我们在德勒格尔河边的一处营地 / One of our campsites on the Delger River

突然,一阵狂风自北方吹来,把营地周围凡是没有被固定住的东西都吹得七零八落,气温在几分钟内骤然下降。

这场风暴来袭后的几分钟,我们年轻聪明的蒙古厨师兼翻译、当时还在大学读英语专业的德吉走进被用作厨房的帐篷,出来时带着一大罐牛奶。

然后,她开始做法,向东、西、南、北四个方向各泼洒了一些牛奶。

我问她的同事兼同学江嘎,德吉到底是在做什么。江嘎解释说,这种“牛奶舞”(我的叫法)是蒙古族一种禳除天灾的传统仪式。

听到这儿我很高兴,一个原因是学到了相关知识,另一个原因则是这些话让我对剩下几天可能没有牛奶配咖啡感到好受了一些。换言之,在我们牺牲了部分珍贵的牛奶库存背后,显然有一个很好的目的。

大约10分钟后,我甚至感觉更高兴了——真的,我不骗你——大风渐渐停了下来,天气也恢复了原状。这些牛奶泼的真是划算。

这段趣事过后,我们围坐在篝火旁,享用了一顿晚餐,其中也包括下午抓到的一条美味的肥鳟鱼。吃饭时,我们谈论了蒙古人的风俗和信仰,还听到了很多萨满的故事。蒙古人相信,萨满具有特殊的力量,至今仍生活在偏远的山林里。我们还讨论了当地的一些迷信和有趣风俗。

第二天清晨,我醒来后发现,钓竿上系着的假鼠饵已经结了薄薄的一层白霜,看上去有点像个老头。至此,我们的蒙古冒险之旅渐近尾声。

All of a sudden, a fierce gale blew out of the north. Everything around the camp site which was not anchored down was scattered this way and that, and the temperature plummeted within a matter of minutes.

A few minutes into the big wind storm, our bright young Mongolian cook and translator, Degi, who was an English major in university at the time, went into the cook tent and emerged with a jug of milk.

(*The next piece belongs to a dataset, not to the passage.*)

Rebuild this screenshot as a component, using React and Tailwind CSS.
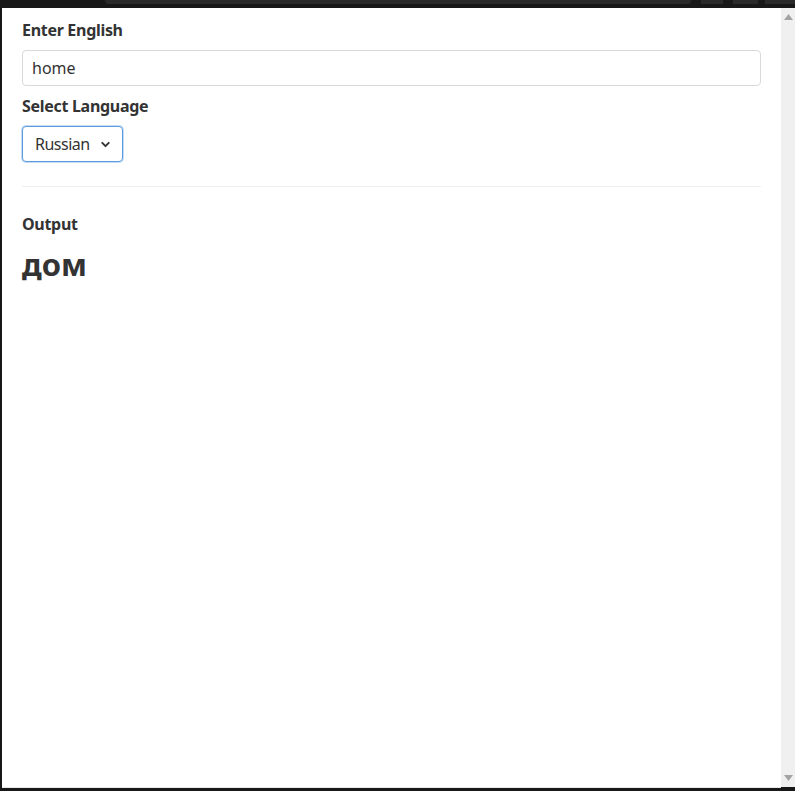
import { ChevronDown } from "lucide-react";

const LANGUAGES = ["Russian", "Spanish", "French", "German"];

/* ─── Window chrome: scrollbar strip ─── */
const Scrollbar = () => (
  <div className="w-[14px] bg-[#f0f0f0] flex flex-col justify-between items-center py-[6px]">
    <svg width="9" height="6" viewBox="0 0 9 6">
      <path d="M4.5 0 9 6H0z" fill="#a3a3a3" />
    </svg>
    <svg width="9" height="6" viewBox="0 0 9 6">
      <path d="M0 0h9L4.5 6z" fill="#a3a3a3" />
    </svg>
  </div>
);

const Label = ({ children, className = "" }) => (
  <p className={`text-[16px] leading-6 font-bold text-[#333] tracking-[-0.3px] ${className}`}>
    {children}
  </p>
);

const App = () => {
  return (
    <div
      className="h-[791px] w-[795px] flex flex-col bg-[#181818] overflow-hidden"
      style={{ fontFamily: "'Noto Sans', 'Open Sans', sans-serif" }}
    >
      {/* top strip */}
      <div className="h-2 flex items-start">
        <div className="w-[105px]" />
        <div className="h-[4px] w-[586px] bg-[#2a2a2a] rounded-b-sm" />
        <div className="w-[10px]" />
        <div className="h-[4px] w-[22px] bg-[#2a2a2a]" />
        <div className="w-[10px]" />
        <div className="h-[4px] w-[25px] bg-[#2a2a2a]" />
        <div className="w-[7px]" />
        <div className="h-[4px] flex-1 bg-[#2a2a2a]" />
      </div>

      <div className="flex flex-1 min-h-0">
        <div className="w-[2px]" />
        <div className="flex-1 bg-white px-5 pt-[10px]">
          <Label>Enter English</Label>
          <input
            defaultValue="home"
            className="mt-2 w-full h-9 px-[9px] rounded-[4px] border border-[#d9d9d9] text-[16px] text-[#333] outline-none"
          />

          <Label className="mt-2">Select Language</Label>
          <div className="mt-2 relative w-[101px] h-9">
            <select
              defaultValue="Russian"
              className="appearance-none w-full h-full pl-3 pr-6 rounded-[4px] border border-[#5b9be0] shadow-[0_0_0_1px_#c6dcf5] text-[16px] tracking-[-0.5px] text-[#333] bg-white outline-none"
            >
              {LANGUAGES.map((l) => (
                <option key={l}>{l}</option>
              ))}
            </select>
            <ChevronDown
              size={13}
              strokeWidth={3.5}
              className="absolute right-[11px] top-[12px] text-[#333] pointer-events-none"
            />
          </div>

          <hr className="mt-[24px] border-t border-[#eeeeee]" />

          <Label className="mt-[25px]">Output</Label>
          <p className="mt-[8px] text-[31px] leading-10 font-bold text-[#333]">дом</p>
        </div>
        <Scrollbar />
      </div>

      {/* bottom edge */}
      <div className="h-[1px] ml-[2px] mr-[14px] bg-[#e8e8e8]" />
      <div className="h-[3px]" />
    </div>
  );
};

export default App;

She then began a kind of ritual, tossing a quantity of the milk to the north, south, east and west.

I asked her colleague and classmate Djanga what she was doing. He explained that the milk dance (my terminology) was a traditional Mongolian ritual for pacifying severe weather.

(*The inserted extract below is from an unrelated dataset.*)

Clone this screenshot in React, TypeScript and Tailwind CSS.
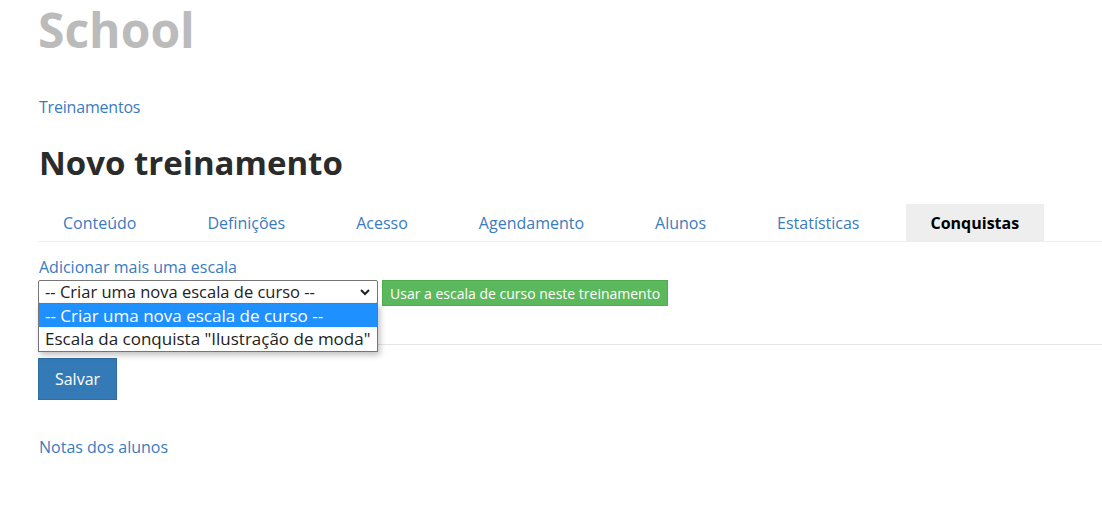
import React from 'react';

const tabs = ['Conteúdo', 'Definições', 'Acesso', 'Agendamento', 'Alunos', 'Estatísticas', 'Conquistas'];

export default function App() {
  return (
    <div className="min-h-[506px] bg-white pl-[38px] text-[#333] font-['Open_Sans','Liberation_Sans',sans-serif]">
      <h1 className="text-[48px] font-bold leading-[60px] text-[#bbbbbb]">School</h1>

      <a href="#" className="mt-[37px] block text-[16px] leading-[20px] text-[#3a7bc0] pl-[1px] tracking-[-0.2px]">Treinamentos</a>

      <h2 className="mt-[26px] text-[33px] font-bold leading-[40px] text-[#2b2b2b] pl-[1px]">Novo treinamento</h2>

      <div className="mt-[21px] flex border-b border-[#eeeeee] gap-[21px]">
        {tabs.map((t) => (
          <div
            key={t}
            className={
              t === 'Conquistas'
                ? 'h-[37px] px-[25px] flex items-center bg-[#eeeeee] text-[16px] font-bold text-black'
                : 'h-[37px] px-[25px] flex items-center text-[16px] text-[#3a7bc0]'
            }
          >
            {t}
          </div>
        ))}
      </div>

      <div className="mt-[15px] text-[16px] leading-[20px] text-[#3a7bc0] pl-[1px]">Adicionar mais uma escala</div>

      <div className="relative mt-[3px] flex items-start gap-[4px]">
        <div className="w-[340px] h-[24px] border border-[#767676] rounded-[2px] flex items-center justify-between pl-[6px] pr-[6px] text-[16.5px] text-[#222]">
          <span>-- Criar uma nova escala de curso --</span>
          <svg width="12" height="12" viewBox="0 0 12 12" fill="none" stroke="#222" strokeWidth="2">
            <path d="M2 4l4 4 4-4" />
          </svg>
        </div>
        <button className="h-[26px] px-[7px] bg-[#5cb85c] border border-[#4cae4c] text-white text-[14px]">
          Usar a escala de curso neste treinamento
        </button>

        <div className="absolute left-0 top-[23px] w-[340px] border border-[#767676] bg-white shadow-[2px_3px_6px_rgba(0,0,0,0.25)] text-[17px] z-10">
          <div className="h-[23px] flex items-center px-[6px] bg-[#1e90ff] text-white">-- Criar uma nova escala de curso --</div>
          <div className="h-[24px] flex items-center px-[6px] text-[#222]">Escala da conquista "Ilustração de moda"</div>
        </div>
      </div>

      <div className="mt-[38px] border-t border-[#e5e5e5]" />

      <button className="mt-[13px] h-[42px] w-[79px] bg-[#337ab7] border border-[#2e6da4] text-white text-[16px]">Salvar</button>

      <a href="#" className="mt-[37px] block text-[16px] leading-[20px] text-[#3a7bc0] pl-[1px]">Notas dos alunos</a>
    </div>
  );
}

I was pleased to hear this, partly for the learning involved and partly because it made me feel better about the possibility of having no milk for my coffee for the rest of the trip. In other words, there was apparently a good purpose behind the sacrifice of some of our remaining inventory of precious milk.

I was even more pleased about 10 minutes later when — I kid you not — the gale force wind died down and the weather returned to its previous state. This had indeed been milk well spent.

After this episode we sat around the campfire and enjoyed a delicious meal, including a nice plump trout we’d caught that afternoon. Over dinner we discussed Mongolian customs and beliefs, and listened to stories of shamans believed to have special powers still living in remote forested mountain areas, as well as local superstitions, and interesting customs.

The next morning we awoke to find that the mice still attached to our fly rods were covered by a thin covering of white frost, which made them look a bit grandfatherly. Our Mongolian adventure was drawing to a close.